▶ YOUR INSTRUCTIONS: Every line that holds "table" should be shown.

▶ DATA EXTRACT:
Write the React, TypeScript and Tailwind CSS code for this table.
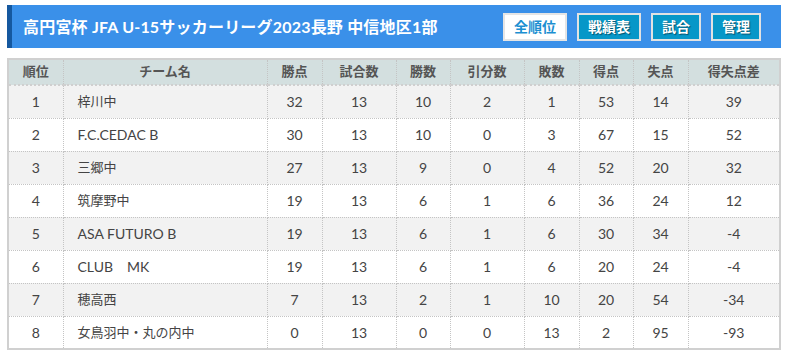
const COLS = [
  { label: "順位", w: "w-[55px]" },
  { label: "チーム名", w: "w-[204px]" },
  { label: "勝点", w: "w-[55px]" },
  { label: "試合数", w: "w-[74px]" },
  { label: "勝数", w: "w-[54px]" },
  { label: "引分数", w: "w-[74px]" },
  { label: "敗数", w: "w-[55px]" },
  { label: "得点", w: "w-[54px]" },
  { label: "失点", w: "w-[55px]" },
  { label: "得失点差", w: "" },
];

const ROWS: (string | number)[][] = [
  [1, "梓川中", 32, 13, 10, 2, 1, 53, 14, 39],
  [2, "F.C.CEDAC B", 30, 13, 10, 0, 3, 67, 15, 52],
  [3, "三郷中", 27, 13, 9, 0, 4, 52, 20, 32],
  [4, "筑摩野中", 19, 13, 6, 1, 6, 36, 24, 12],
  [5, "ASA FUTURO B", 19, 13, 6, 1, 6, 30, 34, -4],
  [6, "CLUB　MK", 19, 13, 6, 1, 6, 20, 24, -4],
  [7, "穂高西", 7, 13, 2, 1, 10, 20, 54, -34],
  [8, "女鳥羽中・丸の内中", 0, 13, 0, 0, 13, 2, 95, -93],
];

const BUTTONS = [
  { label: "全順位", active: true },
  { label: "戦績表", active: false },
  { label: "試合", active: false },
  { label: "管理", active: false },
];

// kanji / kana names render a touch narrower in the original
const isJa = (v: string | number) => typeof v === "string" && /[\u3040-\u9fff]/.test(v);

export default function App() {
  return (
    <div
      className="w-[793px] h-[358px] bg-white pt-[5px] px-[7px] text-[#444]"
      style={{ fontFamily: "Lato, 'Noto Sans CJK JP', sans-serif" }}
    >
      {/* Title bar */}
      <div className="flex h-[43px] w-[774px] items-center bg-[#3a90e9] border-l-[5px] border-[#15589f] pl-[11px] pr-[20px]">
        <h1 className="flex-1 text-[16px] font-bold text-white tracking-[0.2px]">
          高円宮杯 JFA U-15サッカーリーグ2023長野 中信地区1部
        </h1>
        <div className="flex gap-[10px]">
          {BUTTONS.map((b) => (
            <button
              key={b.label}
              className={`h-[28px] border-2 px-[9px] text-[14px] font-bold leading-none ${
                b.active
                  ? "bg-white border-[#e5e5e5] text-[#1c8fd1]"
                  : "bg-[#0797c8] border-[#e2e2e2] text-white [text-shadow:1px_1px_1px_rgba(0,0,0,0.45)]"
              }`}
            >
              {b.label}
            </button>
          ))}
        </div>
      </div>

      {/* Standings table */}
      <table className="mt-[10px] w-[774px] border-collapse border-2 border-[#d0d0d0] text-[14px]">
        <thead>
          <tr className="h-[26px] bg-[#d3dfdf]">
            {COLS.map((c) => (
              <th
                key={c.label}
                className={`${c.w} border-x border-dotted border-[#c4c4c4] border-b-2 border-b-solid border-b-[#cfcfcf] text-[13px] font-bold text-[#555] text-center p-0`}
              >
                {c.label}
              </th>
            ))}
          </tr>
        </thead>
        <tbody>
          {ROWS.map((r, i) => (
            <tr key={i} className={`h-[33px] ${i % 2 === 0 ? "bg-[#f2f2f2]" : "bg-white"}`}>
              {r.map((v, j) => (
                <td
                  key={j}
                  className={`border border-dotted border-[#c4c4c4] p-0 ${
                    j === 1 ? "text-left pl-[14px]" : "text-center"
                  } ${isJa(v) ? "text-[13px]" : ""}`}
                >
                  {v}
                </td>
              ))}
            </tr>
          ))}
        </tbody>
      </table>
    </div>
  );
}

▶ RESPONSE:
Write the React, TypeScript and Tailwind CSS code for this table.
      {/* Standings table */}
      <table className="mt-[10px] w-[774px] border-collapse border-2 border-[#d0d0d0] text-[14px]">
      </table>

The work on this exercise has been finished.